Simple faith and discipline

Richard Baxter (1615-1691) had a huge influence on John Wesley. It is easy to see when you read the work of both men. Last night, while reading Baxter’s The Reformed Pastor, I came across two passages that reminded me of Wesley. One gave me encouragement, the other one challenged me.

The first:

When we once return to the ancient simplicity of faith, then, and not till then, shall we return to the ancient love and peace. I would therefore recommend to all my brethern, as the most necessary thing to the Chruch’s peace, that they unite in necessary truths, and bear with one another in things that may be borne with; and do not make a larger creed, and more necessaries, than God hath done.

I can almost hear “think and let think” in those words. The passage grows out of Baxter’s concern that our dividing up of the body of Christ into wary and suspicious camps is dividing the work of God and encouraging people to remain outside of faith. They look and see the contention and the quarreling and conclude that if the church cannot settle the truth and live in peace, then why not remain at outside of it?

As often happens when I read old authors, I find the problems of our day are not so new. The present generation, apparently, did not invent the notion of staying away from religion because the people inside it don’t look much like Jesus.

Baxter moves from this section to discuss what he believes is needful for the church – once it has adopted a simple faith based on Scripture and ancient creeds and dropped its spirit of contentious infighting. This is church discipline, which he says is as much the pastor’s duty as preaching itself.

To the complaint of pastors in his day that exercising discipline will make them unpopular with the people and provoke anger from those who do not wish to be under church discipline, Baxter has little simpathy.

But if you cannot suffer for Christ, why did you put your hand to his plough? Why did you not first sit down and count the cost? This makes the ministerial work so unfaithfully executed, because it is so carnally undertaken; men enter upon it as a life of ease, and honour, and respectibility, and they resolve to attain their ends, and have what they expected by right or wrong. They looked not for hatred and suffering, and they will avoid it, though by the avoiding of their work.

Ouch. The Rev. Baxter hits pretty close to home here.

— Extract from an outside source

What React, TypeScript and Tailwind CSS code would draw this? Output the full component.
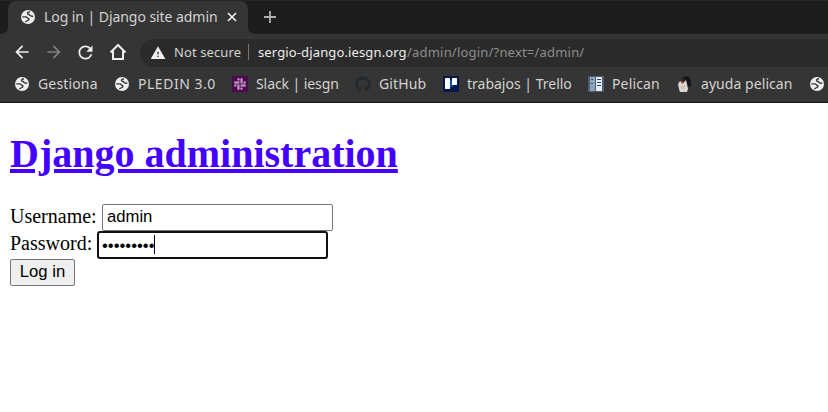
import React from "react";
import { SiSlack } from "react-icons/si";
import { FaGithub } from "react-icons/fa";
import { MdArrowBack, MdArrowForward, MdRefresh, MdWarning } from "react-icons/md";

function Globe() {
  return (
    <svg viewBox="0 0 14 14" className="block h-3.5 w-3.5 shrink-0">
      <circle cx="7" cy="7" r="7" fill="#eeeeec" />
      <path d="M1.300 6.900h3.200c1.900 0 1.700 1.300 3 1.700 1 .4.500 1.500-.5 1.800-.8.300-1.500.8-2.700 1.700" fill="none" stroke="#353535" strokeWidth="1.300" />
      <path d="M9 1.700C6.500 2 6 3.400 7 4.100c1 .6 1.500.3 2 1.300.5.8 1.700.9 3.300.7" fill="none" stroke="#353535" strokeWidth="1.400" />
    </svg>
  );
}

function Trello() {
  return (
    <svg viewBox="0 0 16 16" className="block h-4 w-4">
      <rect width="16" height="16" rx="1" fill="#05194d" />
      <path d="M7 4h3v7H7z" fill="#0b4f92" />
      <rect x="2" y="2" width="5" height="11" rx=".6" fill="#fff" />
      <rect x="9" y="2" width="5" height="7" rx=".6" fill="#fff" />
    </svg>
  );
}

function Book() {
  return (
    <svg viewBox="0 0 16 16" className="block h-4 w-4">
      <rect width="16" height="16" fill="#4c6075" />
      <rect x="2" y="1" width="5" height="14" fill="#8fa5b9" />
      <rect x="8" y="1" width="6" height="14" fill="#e4ebf2" />
      <path d="M3 3.500h2M3 7.500h2M9 3.500h4M9 6.500h4M9 9.500h4" stroke="#34495e" strokeWidth="1.200" />
    </svg>
  );
}

function Bird() {
  return (
    <svg viewBox="0 0 16 16" className="block h-4 w-4">
      <path d="M5 1.500L8 0l4 1 2 4v5l-3 1-4-5z" fill="#14151d" />
      <path d="M1 8l2-3 3 2 3-3 1 4 1 5-1 3H3l-1-3z" fill="#ddd7d1" />
      <path d="M4 2l3-1 1 4-2 2-2-1z" fill="#30272b" />
      <path d="M4 6l1.500-1 1 2-1.500 1z" fill="#e83c1e" />
      <path d="M4 10l1 2M8 9l-2 4" stroke="#b5a49b" strokeWidth=".8" />
    </svg>
  );
}

const bookmarks = [
  { label: "Gestiona", icon: <Globe />, cell: "w-[100px]", spacing: "tracking-[0.15px]" },
  { label: "PLEDIN 3.0", icon: <Globe />, cell: "w-[117px]", spacing: "tracking-[0.52px]" },
  { label: "Slack | iesgn", icon: <span className="flex h-4 w-4 items-center justify-center bg-[#4a0b4d]"><SiSlack size={12} color="#b98cba" /></span>, cell: "w-[123px]", spacing: "ml-px tracking-[-0.08px]" },
  { label: "GitHub", icon: <FaGithub size={16} color="#24292e" />, cell: "w-[88px]", spacing: "ml-px tracking-[0.1px]" },
  { label: "trabajos | Trello", icon: <Trello />, cell: "w-[145px]", spacing: "ml-px tracking-[0px]" },
  { label: "Pelican", icon: <Book />, cell: "w-[89px]", spacing: "ml-px tracking-[0.15px]" },
  { label: "ayuda pelican", icon: <Bird />, cell: "w-[133px]", spacing: "ml-px tracking-[0.06px]" },
  { label: "", icon: <Globe />, cell: "w-[30px]", spacing: "" },
];

export default function App() {
  return (
    <div className="h-[412px] w-[828px] overflow-hidden bg-white font-['Noto_Sans',sans-serif] text-[14px] text-[#d3d3d0]">
      <header className="h-[103px] border-b border-[#151515] bg-[#353535]">
        <div className="flex h-[34px] border-t border-[#282828] bg-[#353535]">
          <div className="w-2 rounded-br-[7px] bg-[#1d1d1d]" />
          <div className="flex w-60 bg-[#1d1d1d]">
            <div className="flex h-[33px] w-full items-center rounded-t-lg bg-[#353535] pb-px pl-[13px]">
              <Globe />
              <span className="ml-[9px] w-[183px] whitespace-pre pb-px leading-5 tracking-[-0.06px]">Log in | Django site admin</span>
              <svg viewBox="0 0 10 10" className="h-2.5 w-2.5 shrink-0" stroke="#eeeeec" strokeWidth="1.700"><path d="M1 1l8 8M9 1L1 9" /></svg>
            </div>
          </div>
          <div className="flex flex-1 items-center rounded-bl-[7px] bg-[#1d1d1d] pb-px pl-4">
            <svg viewBox="0 0 12 12" className="h-3 w-3" stroke="#b0b0ae" strokeWidth="1.800"><path d="M6 0v12M0 6h12" /></svg>
          </div>
        </div>
        <div className="flex h-9 items-center text-[13px]">
          <MdArrowBack size={20} color="#eeeeec" className="ml-3 shrink-0" />
          <MdArrowForward size={20} color="#7f7f7e" className="ml-3 shrink-0" />
          <MdRefresh size={21} color="#eeeeec" className="ml-[11px] shrink-0" />
          <svg viewBox="0 0 18 18" className="ml-[13px] h-[18px] w-[18px] shrink-0" fill="none" stroke="#eeeeec" strokeWidth="2">
            <path d="M1.500 9.500L9 2l7.500 7.500M4 8v8h10V8" />
          </svg>
          <div className="ml-[13px] mt-0.5 flex h-7 flex-1 items-center rounded-l-full bg-[#2b2b2b] pl-[10px]">
            <MdWarning size={16} color="#eeeeec" className="mb-px shrink-0" />
            <span className="ml-2 w-[74px] whitespace-nowrap tracking-[0.1px]">Not secure</span>
            <span className="mb-0.5 h-4 w-px bg-[#777775]" />
            <span className="ml-[9px] w-[149px] whitespace-nowrap tracking-[0.13px] text-[#eeeeec]">sergio-django.iesgn.org</span>
            <span className="whitespace-nowrap tracking-[0.2px] text-[#8e8e8c]">/admin/login/?next=/admin/</span>
          </div>
        </div>
        <nav className="flex h-[28px] items-center overflow-hidden pl-[15px]">
          {bookmarks.map((b, i) => (
            <div key={i} className={"flex shrink-0 items-center " + b.cell}>
              <span className="flex w-[23px] shrink-0 items-center">{b.icon}</span>
              <span className={"whitespace-nowrap leading-5 " + b.spacing}>{b.label}</span>
            </div>
          ))}
        </nav>
      </header>
      <main className="px-[10px] pt-[28px] font-['Liberation_Serif',serif] text-[20px] leading-[25px] text-black">
        <h1 className="text-[40px] font-bold leading-[46px]">
          <a className="text-[#4400ff] underline">Django administration</a>
        </h1>
        <form className="mt-[27px]">
          <div className="flex h-[27px]">
            <label className="w-[92px] whitespace-nowrap">Username:</label>
            <div className="h-[27px] w-[231px] rounded-[2px] border border-[#767676] px-1 font-['Liberation_Sans',sans-serif] text-[16.67px] leading-[23px]">admin</div>
          </div>
          <div className="flex h-7">
            <label className="w-[87px] whitespace-nowrap">Password:</label>
            <div className="flex h-7 w-[231px] items-center rounded-[3px] border-2 border-[#101010] px-[3px] font-['Liberation_Sans',sans-serif] text-[16.67px] leading-[23px]">
              <span>•••••••••</span>
              <span className="-mt-0.5 h-[19px] w-px bg-black" />
            </div>
          </div>
          <button type="button" className="block h-[27px] w-[65px] rounded-[2px] border border-[#767676] bg-[#efefef] pb-0.5 font-['Liberation_Sans',sans-serif] text-[16.67px] leading-[23px]">Log in</button>
        </form>
      </main>
    </div>
  );
}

Does the ministerial office require at times suffering and enduring the hatred of humanity? Jesus seemed to think that every Christian would have to endure that. Why, then, would the clergy be exempt? But I – for one – am pretty good at being inoffensive in just about everything I do.

Some pastors embrace with too much gusto their roles as disciplinarians and notch their Bibles with sinners they’ve turned out of church. But this is not the direction my pastoral rivers run. The danger of my ministry is to be too kind not too cruel.

So, Baxter’s words remind me that being nice may not be the be-all and end-all of the pastoral vocation. Of course, I am not well tutored in the arts of loving discipline. Being a novice, I’m apt to be clumsy if I were to try to do this better.

Even as I write these words, I hear in my head the voice saying I should not worry about discipline. What people need is someone who will walk side-by-side with them with compassion and pray with them. I recall Eugene Peterson’s pastoral books that offer spiritual direction as a pastoral office but make no mention of church discipline. The contemporary spirit appears to be that the disciplinarian pastor is an anachronism and likely to do more harm than good.

If that is so, we need to take up this issue at General Conference.

Just last week we added new members at the church I serve – one by adult baptism. The new members and the congregation spoke the “I do” and the “I will” in response to the baptismal questions. We pledged to hold each other up and resist the working of evil in our lives and in the world. Read the words. We were making some pretty big pledges there.

In my Book of Discipline (please note the title of the book), it speaks of the obligation on the congregation to respond to those who do not keep their baptismal promises – to call them back to the faith they spoke at the font. In most churches I’ve been a part of, we mostly ignore these parts of the Discipline. We sometimes speak of the meaning of baptism and membership, but we don’t go so far as to put to individuals their Christian duty in a way that might unsettle them.

I must confess I would be very bad at that. But I’m not convinced either my awkwardness or my discomfort with the task is an excuse for my leaving the work undone.